The Future: AI Integration and Quantum Horizons

The next evolution of algorithmic trading involves the integration of Deep Reinforcement Learning. Traditional algorithms follow "If-Then" rules coded by humans. Modern AI-driven algorithms effectively "play" the market like a video game, learning through millions of simulations which patterns lead to profitable outcomes. These systems can adapt to changing market volatility much faster than a static rule-based system.

Further on the horizon lies the potential of Quantum Computing. While still in its infancy for financial applications, quantum processors could theoretically solve "Optimization" problems—such as the best way to split a 10-million-share order across fifty venues—in a fraction of the time required by classical silicon. As the barriers to speed hit the physical limits of traditional electronics, the next edge will likely be found in the logic of the subatomic.

Concluding Strategic Summary

The intersection of algorithmic trading and high-frequency execution has democratized access to the markets while simultaneously increasing its complexity. For the retail investor, the impact is largely positive, manifesting as lower costs and instant execution. For the institutional practitioner, however, it remains an expensive and relentless technological arms race.

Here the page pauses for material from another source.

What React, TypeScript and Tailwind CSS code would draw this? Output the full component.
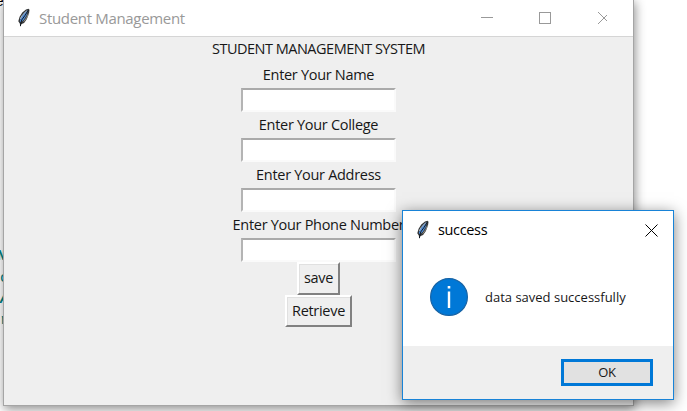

Success in this environment requires a relentless focus on Operational Resilience and Systematic Discipline. The market no longer belongs to the loudest voice or the best gut feeling; it belongs to the most robust model and the most efficient hardware. As we move forward, the challenge for regulators and participants alike remains the same: ensuring that the quest for speed does not compromise the fundamental stability of the global financial system.